== Task description ==
Out of the lines in this data, how many include "page"? Give the number and nothing else.

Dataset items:

+===+

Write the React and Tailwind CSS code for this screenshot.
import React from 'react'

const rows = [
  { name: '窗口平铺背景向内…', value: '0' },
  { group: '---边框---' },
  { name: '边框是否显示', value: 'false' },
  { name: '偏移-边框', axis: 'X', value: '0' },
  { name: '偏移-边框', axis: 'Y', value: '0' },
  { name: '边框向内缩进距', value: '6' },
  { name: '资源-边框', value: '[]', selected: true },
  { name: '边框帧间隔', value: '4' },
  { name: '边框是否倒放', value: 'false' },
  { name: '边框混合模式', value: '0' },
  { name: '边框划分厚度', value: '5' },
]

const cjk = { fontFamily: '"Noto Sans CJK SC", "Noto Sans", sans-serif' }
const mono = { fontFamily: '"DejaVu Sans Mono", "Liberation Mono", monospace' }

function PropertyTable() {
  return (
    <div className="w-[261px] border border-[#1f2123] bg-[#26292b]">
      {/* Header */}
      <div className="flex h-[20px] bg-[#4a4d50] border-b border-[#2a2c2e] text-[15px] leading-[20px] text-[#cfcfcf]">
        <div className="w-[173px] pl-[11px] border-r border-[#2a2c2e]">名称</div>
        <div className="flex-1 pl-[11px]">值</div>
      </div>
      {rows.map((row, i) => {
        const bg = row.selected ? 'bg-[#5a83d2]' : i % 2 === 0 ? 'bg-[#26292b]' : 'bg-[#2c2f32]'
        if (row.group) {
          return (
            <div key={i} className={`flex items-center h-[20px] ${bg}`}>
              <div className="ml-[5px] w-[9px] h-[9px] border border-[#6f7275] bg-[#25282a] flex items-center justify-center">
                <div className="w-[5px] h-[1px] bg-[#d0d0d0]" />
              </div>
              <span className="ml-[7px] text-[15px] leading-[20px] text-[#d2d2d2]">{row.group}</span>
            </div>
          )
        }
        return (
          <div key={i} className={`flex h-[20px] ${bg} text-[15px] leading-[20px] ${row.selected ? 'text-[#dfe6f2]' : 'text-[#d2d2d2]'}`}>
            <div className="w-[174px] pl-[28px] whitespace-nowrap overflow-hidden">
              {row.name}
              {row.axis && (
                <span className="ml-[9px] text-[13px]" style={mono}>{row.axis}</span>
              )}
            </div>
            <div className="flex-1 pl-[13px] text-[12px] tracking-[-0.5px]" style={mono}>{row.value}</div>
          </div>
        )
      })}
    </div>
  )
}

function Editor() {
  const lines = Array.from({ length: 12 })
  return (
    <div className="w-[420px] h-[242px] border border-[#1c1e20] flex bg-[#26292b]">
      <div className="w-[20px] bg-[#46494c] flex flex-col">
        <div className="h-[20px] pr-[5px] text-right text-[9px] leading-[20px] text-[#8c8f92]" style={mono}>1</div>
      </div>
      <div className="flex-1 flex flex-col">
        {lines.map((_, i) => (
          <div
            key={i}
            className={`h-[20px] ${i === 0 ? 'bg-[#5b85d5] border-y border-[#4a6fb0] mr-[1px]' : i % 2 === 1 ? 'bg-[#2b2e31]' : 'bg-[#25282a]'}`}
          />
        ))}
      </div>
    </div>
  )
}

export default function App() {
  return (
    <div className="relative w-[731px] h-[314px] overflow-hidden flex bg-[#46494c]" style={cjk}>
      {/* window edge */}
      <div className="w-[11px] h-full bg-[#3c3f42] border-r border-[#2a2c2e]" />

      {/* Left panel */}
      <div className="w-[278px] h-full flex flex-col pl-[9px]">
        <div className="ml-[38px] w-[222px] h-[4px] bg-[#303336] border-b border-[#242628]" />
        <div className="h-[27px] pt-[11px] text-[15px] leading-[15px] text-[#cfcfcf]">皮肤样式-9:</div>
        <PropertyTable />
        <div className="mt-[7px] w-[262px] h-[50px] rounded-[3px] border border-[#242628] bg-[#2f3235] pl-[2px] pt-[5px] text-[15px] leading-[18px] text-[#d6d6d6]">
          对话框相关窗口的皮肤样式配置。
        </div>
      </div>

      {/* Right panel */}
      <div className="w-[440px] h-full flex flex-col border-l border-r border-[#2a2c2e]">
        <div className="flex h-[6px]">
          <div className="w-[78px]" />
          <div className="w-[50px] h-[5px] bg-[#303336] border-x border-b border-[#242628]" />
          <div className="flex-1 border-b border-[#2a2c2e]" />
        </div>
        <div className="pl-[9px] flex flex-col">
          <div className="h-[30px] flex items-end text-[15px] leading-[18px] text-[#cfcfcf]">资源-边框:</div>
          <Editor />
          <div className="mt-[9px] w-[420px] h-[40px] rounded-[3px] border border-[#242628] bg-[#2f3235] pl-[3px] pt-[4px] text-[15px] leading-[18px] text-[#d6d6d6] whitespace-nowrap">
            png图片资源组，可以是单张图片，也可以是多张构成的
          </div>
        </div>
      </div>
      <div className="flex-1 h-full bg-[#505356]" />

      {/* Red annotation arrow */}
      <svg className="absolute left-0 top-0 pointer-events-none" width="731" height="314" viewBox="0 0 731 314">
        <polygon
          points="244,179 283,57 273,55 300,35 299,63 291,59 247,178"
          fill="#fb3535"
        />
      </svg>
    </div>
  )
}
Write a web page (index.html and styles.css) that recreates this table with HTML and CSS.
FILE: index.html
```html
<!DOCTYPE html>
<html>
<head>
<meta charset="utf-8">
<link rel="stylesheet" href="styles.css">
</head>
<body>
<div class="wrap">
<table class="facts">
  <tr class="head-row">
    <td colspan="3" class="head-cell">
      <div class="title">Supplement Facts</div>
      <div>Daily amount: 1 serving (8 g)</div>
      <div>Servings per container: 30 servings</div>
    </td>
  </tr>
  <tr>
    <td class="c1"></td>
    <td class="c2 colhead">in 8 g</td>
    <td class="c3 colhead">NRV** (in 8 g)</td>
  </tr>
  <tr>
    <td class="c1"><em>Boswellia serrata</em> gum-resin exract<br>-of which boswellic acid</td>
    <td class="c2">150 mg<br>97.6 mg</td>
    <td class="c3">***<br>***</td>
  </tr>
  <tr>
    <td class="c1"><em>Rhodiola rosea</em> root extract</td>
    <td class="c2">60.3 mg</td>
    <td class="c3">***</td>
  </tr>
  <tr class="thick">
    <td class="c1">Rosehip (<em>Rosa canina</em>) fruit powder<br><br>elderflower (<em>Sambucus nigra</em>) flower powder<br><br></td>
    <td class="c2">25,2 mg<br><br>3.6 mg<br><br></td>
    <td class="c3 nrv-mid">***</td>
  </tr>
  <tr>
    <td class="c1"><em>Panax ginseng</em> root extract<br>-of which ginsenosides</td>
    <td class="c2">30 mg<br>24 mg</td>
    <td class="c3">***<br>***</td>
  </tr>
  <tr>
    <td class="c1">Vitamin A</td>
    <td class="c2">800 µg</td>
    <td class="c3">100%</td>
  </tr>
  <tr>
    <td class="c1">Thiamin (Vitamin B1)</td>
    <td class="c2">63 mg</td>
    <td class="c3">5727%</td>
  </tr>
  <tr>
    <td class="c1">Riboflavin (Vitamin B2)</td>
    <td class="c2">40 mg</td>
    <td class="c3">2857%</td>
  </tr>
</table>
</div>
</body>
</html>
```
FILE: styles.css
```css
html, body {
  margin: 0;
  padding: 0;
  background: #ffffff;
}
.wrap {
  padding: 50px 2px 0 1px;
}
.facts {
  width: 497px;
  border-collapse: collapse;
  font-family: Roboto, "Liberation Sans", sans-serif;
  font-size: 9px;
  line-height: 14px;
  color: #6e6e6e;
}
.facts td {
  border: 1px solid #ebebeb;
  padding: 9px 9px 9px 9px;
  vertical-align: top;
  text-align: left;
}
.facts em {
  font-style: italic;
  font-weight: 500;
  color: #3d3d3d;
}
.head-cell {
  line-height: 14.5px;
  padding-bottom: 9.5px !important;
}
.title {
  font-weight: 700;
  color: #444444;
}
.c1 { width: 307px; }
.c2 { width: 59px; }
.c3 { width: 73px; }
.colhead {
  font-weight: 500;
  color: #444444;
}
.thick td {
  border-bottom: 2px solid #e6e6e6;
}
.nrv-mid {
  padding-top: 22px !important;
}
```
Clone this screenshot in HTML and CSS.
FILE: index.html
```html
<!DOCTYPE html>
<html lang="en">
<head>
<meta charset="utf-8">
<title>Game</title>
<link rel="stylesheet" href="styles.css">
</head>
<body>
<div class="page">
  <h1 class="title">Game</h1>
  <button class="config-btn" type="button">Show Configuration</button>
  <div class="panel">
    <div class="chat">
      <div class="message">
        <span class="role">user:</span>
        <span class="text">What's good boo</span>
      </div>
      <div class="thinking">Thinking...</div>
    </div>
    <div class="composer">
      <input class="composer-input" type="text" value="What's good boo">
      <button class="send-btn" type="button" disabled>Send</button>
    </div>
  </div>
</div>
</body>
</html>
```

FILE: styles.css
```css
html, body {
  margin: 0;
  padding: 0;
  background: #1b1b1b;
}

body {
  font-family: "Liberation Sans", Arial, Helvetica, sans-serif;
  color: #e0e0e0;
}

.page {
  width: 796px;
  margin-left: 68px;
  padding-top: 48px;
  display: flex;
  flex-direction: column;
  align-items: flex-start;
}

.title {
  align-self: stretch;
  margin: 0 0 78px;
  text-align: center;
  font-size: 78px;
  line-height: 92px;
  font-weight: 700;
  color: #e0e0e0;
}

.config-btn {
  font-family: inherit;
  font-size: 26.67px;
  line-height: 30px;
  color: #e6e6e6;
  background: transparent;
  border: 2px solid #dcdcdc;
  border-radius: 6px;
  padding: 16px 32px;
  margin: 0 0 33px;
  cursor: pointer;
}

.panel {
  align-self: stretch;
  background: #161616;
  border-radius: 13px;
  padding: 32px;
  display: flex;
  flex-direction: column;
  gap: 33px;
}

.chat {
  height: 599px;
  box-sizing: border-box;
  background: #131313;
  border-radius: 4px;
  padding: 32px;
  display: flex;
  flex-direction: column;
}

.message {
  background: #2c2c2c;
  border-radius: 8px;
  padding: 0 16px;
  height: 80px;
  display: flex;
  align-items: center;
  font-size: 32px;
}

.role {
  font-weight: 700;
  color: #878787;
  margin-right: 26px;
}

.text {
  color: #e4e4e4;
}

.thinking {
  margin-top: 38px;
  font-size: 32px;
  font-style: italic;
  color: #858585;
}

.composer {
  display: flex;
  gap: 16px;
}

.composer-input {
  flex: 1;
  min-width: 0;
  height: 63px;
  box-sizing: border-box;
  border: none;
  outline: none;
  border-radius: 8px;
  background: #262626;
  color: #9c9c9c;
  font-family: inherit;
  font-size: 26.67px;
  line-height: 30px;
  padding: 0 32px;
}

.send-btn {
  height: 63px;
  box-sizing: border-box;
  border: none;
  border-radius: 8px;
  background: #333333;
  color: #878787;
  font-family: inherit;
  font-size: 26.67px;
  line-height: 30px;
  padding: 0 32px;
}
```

+===+

== Written solution ==
3